* _DATA SUPPLIED_
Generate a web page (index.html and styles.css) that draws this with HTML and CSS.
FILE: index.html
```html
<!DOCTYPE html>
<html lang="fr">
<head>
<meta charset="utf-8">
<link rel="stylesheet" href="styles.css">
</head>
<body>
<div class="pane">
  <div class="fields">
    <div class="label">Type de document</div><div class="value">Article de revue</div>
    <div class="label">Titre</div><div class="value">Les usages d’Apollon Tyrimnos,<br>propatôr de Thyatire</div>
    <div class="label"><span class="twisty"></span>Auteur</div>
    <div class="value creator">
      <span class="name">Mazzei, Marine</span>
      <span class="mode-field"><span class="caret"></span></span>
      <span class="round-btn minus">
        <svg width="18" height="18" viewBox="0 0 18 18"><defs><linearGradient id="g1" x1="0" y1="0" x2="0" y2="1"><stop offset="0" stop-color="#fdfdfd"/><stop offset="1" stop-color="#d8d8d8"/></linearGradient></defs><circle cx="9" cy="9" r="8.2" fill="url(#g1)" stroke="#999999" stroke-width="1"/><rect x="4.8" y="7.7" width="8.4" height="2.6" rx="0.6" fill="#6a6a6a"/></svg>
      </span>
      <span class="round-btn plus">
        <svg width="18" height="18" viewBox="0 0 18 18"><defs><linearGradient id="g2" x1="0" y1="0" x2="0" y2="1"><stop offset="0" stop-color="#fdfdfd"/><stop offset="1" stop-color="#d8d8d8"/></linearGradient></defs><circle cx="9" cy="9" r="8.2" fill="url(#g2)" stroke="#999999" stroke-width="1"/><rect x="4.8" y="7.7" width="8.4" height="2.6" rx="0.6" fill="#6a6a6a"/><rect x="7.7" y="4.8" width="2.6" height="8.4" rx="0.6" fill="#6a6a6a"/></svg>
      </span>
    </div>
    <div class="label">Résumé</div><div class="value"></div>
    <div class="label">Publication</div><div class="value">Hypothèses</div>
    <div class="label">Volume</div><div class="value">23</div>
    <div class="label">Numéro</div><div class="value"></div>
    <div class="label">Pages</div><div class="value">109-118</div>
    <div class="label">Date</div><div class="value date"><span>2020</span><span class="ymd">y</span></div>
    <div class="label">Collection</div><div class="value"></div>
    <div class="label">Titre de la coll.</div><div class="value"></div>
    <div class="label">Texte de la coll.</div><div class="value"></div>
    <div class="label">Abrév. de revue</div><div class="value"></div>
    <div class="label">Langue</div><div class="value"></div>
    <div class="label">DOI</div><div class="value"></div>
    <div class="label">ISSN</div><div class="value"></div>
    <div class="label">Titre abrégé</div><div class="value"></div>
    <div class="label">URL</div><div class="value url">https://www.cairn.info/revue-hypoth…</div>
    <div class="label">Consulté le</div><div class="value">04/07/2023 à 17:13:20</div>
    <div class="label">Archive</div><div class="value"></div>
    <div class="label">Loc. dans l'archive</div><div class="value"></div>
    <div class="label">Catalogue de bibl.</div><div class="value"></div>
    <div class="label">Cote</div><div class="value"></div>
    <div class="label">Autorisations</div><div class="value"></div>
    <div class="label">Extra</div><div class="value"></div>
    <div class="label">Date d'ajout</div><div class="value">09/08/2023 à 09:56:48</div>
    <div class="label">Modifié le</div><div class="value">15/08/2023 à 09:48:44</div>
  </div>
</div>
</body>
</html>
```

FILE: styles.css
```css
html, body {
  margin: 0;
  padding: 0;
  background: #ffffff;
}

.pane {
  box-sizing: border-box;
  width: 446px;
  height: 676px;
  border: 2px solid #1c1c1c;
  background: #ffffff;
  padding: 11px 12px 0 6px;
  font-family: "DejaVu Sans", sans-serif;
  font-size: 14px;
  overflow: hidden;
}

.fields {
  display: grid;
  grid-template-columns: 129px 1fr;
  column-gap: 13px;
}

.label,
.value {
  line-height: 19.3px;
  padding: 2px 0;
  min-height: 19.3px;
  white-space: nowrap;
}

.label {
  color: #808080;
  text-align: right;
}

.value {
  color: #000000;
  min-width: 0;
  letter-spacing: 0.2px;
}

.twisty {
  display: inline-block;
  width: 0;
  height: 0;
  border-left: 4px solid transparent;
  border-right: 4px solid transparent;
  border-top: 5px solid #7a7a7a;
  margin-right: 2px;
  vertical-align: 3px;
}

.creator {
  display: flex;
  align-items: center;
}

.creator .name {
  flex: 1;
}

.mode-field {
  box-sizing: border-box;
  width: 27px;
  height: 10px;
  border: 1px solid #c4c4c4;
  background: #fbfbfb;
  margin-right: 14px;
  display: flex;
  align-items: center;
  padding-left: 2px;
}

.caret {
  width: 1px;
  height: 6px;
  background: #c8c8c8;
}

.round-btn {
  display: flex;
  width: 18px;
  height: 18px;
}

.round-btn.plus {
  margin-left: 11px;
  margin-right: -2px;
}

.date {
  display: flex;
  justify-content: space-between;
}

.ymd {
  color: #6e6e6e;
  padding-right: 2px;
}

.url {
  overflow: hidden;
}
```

==

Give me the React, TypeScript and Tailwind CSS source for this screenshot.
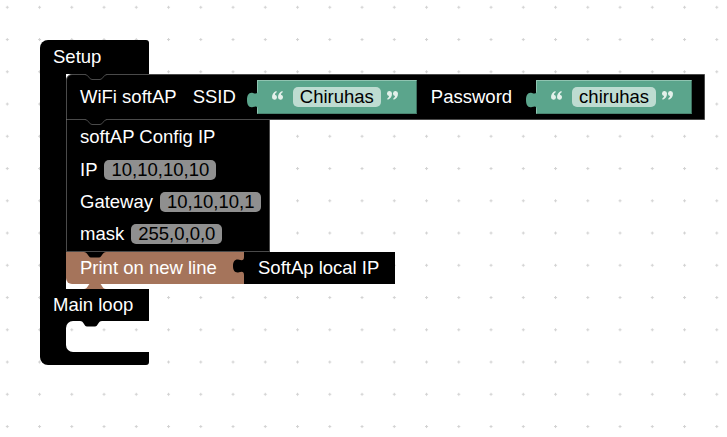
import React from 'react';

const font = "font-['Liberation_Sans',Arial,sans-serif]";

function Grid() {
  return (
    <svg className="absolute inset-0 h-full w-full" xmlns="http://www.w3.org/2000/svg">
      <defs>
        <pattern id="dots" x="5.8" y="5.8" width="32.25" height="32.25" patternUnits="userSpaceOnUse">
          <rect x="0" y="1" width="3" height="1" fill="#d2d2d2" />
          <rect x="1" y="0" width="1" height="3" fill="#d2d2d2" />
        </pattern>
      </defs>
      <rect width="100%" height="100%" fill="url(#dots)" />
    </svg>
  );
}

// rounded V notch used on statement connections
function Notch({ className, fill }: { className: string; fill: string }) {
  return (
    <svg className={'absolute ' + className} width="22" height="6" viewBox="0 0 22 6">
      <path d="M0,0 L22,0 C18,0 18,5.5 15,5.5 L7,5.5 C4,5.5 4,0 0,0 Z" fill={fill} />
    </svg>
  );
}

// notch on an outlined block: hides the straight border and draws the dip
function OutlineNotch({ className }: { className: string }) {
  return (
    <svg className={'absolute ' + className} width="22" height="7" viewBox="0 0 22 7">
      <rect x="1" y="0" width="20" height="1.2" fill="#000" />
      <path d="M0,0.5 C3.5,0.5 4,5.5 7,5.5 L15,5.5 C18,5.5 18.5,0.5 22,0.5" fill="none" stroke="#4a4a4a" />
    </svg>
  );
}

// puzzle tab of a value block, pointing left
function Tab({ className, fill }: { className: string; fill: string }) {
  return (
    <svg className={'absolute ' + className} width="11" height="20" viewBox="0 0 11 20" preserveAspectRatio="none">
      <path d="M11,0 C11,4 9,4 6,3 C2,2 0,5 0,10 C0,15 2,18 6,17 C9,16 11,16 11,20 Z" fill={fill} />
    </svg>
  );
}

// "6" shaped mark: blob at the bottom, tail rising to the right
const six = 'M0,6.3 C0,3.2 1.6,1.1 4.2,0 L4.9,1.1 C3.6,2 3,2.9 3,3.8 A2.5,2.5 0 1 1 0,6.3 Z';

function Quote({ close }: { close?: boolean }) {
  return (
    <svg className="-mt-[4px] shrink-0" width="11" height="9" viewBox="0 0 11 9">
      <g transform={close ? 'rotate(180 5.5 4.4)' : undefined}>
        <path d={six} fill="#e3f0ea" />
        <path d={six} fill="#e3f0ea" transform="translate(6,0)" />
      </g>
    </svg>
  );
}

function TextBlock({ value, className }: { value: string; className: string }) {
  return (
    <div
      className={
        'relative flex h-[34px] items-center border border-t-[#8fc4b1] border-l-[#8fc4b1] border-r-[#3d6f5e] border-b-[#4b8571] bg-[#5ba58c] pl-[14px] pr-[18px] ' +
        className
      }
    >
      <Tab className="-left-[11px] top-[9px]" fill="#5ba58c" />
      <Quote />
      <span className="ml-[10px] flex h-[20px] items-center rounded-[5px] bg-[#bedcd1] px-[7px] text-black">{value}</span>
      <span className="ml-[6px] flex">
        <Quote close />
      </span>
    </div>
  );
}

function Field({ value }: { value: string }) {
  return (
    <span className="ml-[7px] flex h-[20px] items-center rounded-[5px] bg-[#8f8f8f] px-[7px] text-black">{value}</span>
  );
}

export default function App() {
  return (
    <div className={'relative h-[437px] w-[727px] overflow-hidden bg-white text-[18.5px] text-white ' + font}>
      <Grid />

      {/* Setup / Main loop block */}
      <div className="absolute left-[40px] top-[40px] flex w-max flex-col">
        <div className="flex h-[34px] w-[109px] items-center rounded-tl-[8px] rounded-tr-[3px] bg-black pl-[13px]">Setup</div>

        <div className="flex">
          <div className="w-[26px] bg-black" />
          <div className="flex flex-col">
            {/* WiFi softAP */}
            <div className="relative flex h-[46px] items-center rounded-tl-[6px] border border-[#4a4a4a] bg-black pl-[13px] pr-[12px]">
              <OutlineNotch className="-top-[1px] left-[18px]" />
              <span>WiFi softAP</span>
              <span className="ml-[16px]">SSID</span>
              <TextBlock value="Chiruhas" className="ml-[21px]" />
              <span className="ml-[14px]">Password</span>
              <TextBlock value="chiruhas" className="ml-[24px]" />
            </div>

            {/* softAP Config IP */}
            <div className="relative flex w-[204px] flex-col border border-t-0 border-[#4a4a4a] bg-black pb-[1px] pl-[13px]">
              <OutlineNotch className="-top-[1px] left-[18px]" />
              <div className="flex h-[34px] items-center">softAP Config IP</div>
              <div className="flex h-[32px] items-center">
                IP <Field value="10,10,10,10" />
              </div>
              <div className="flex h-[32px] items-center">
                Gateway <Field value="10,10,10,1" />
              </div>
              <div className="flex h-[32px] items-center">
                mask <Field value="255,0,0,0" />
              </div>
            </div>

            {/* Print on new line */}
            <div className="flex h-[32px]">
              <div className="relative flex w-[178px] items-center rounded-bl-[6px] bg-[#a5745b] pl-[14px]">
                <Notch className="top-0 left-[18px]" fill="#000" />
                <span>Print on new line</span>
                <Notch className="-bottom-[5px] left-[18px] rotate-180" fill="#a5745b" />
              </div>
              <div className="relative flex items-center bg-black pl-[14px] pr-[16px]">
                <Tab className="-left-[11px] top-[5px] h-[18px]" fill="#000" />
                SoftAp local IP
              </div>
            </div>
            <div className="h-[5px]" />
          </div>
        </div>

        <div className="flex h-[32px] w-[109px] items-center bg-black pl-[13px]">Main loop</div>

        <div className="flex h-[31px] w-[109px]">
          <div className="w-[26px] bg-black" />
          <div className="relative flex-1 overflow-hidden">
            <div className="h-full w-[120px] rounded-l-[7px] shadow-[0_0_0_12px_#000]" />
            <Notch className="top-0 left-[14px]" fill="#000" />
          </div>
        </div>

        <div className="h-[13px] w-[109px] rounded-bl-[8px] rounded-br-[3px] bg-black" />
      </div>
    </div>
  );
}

...

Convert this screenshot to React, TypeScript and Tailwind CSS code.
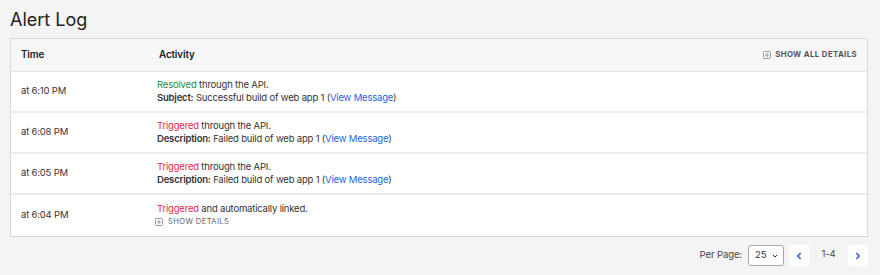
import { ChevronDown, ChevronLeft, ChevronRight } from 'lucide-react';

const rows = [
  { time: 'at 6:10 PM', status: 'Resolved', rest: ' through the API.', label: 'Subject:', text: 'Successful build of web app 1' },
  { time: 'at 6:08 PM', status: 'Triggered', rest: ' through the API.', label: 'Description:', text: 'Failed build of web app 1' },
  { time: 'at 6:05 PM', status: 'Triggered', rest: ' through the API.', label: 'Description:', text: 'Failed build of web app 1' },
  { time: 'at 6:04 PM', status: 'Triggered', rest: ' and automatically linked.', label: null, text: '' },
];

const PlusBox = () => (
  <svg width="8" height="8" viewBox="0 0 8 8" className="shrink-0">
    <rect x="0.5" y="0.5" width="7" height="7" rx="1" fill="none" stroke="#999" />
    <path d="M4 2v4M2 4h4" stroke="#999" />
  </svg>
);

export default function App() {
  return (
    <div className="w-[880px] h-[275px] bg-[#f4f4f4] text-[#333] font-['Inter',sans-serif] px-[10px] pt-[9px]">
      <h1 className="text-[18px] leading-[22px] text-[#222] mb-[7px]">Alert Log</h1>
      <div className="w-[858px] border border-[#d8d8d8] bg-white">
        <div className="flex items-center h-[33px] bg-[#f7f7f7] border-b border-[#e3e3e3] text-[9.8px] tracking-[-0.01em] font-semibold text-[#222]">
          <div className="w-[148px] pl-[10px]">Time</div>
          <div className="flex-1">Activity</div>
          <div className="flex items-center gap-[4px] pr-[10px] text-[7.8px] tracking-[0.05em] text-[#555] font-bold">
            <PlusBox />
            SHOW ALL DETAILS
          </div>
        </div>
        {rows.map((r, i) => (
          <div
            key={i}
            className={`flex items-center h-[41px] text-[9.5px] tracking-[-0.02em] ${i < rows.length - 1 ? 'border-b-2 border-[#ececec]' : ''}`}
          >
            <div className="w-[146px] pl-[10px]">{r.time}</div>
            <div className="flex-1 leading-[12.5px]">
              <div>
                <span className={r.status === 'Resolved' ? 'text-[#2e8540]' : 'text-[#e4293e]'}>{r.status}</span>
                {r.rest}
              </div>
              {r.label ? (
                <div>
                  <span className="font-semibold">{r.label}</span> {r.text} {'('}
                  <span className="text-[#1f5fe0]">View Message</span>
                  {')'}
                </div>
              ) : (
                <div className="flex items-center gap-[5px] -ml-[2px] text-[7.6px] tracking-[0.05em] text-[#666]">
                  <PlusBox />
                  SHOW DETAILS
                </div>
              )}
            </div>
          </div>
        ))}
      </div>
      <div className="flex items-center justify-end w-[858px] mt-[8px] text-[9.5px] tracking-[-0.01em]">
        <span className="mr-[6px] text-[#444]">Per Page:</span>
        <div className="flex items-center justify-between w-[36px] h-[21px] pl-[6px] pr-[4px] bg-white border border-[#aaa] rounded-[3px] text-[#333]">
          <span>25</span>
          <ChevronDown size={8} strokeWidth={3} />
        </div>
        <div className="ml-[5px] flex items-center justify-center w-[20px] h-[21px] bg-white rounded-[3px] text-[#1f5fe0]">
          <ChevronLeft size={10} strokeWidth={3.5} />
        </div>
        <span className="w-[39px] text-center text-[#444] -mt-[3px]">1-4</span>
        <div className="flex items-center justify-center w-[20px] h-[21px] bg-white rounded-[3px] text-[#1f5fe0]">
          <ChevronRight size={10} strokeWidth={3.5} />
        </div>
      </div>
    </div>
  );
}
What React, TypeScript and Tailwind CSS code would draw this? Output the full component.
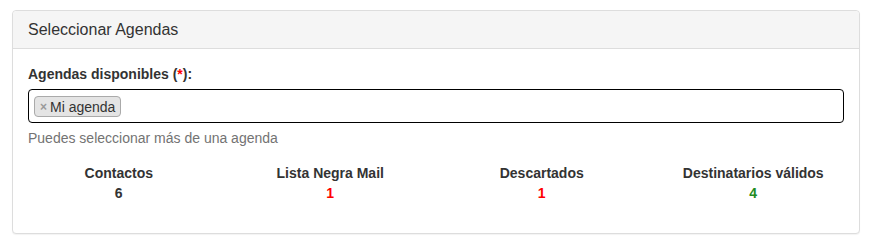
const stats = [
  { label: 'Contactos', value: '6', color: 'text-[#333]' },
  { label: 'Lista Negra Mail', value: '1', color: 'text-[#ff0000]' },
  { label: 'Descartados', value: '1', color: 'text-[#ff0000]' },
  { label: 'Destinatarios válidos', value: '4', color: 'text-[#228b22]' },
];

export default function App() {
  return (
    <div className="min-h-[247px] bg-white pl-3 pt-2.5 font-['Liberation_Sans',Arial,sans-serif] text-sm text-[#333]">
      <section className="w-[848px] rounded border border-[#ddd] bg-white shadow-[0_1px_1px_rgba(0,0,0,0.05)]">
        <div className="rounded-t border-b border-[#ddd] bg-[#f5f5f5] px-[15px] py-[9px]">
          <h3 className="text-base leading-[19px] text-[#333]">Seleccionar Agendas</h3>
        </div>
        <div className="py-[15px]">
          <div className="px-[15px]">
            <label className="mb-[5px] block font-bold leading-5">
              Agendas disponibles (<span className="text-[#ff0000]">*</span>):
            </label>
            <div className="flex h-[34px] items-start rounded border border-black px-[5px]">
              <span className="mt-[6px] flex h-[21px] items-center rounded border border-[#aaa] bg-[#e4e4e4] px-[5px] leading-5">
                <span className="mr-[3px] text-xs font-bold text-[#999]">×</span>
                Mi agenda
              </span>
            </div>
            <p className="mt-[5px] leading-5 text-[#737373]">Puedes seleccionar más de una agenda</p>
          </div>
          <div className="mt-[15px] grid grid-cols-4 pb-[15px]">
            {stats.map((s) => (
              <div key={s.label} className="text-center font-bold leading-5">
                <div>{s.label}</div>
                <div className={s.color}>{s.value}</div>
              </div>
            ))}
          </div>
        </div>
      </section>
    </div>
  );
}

* _WHAT THE TASK ASKS_
In the listing above, find the line containing "Convert this screenshot" and the line containing "ChevronDown, ChevronLeft, ChevronRight", then output those two lines and everything between them exactly as written, without the images.

* _REPLY_
Convert this screenshot to React, TypeScript and Tailwind CSS code.
import { ChevronDown, ChevronLeft, ChevronRight } from 'lucide-react';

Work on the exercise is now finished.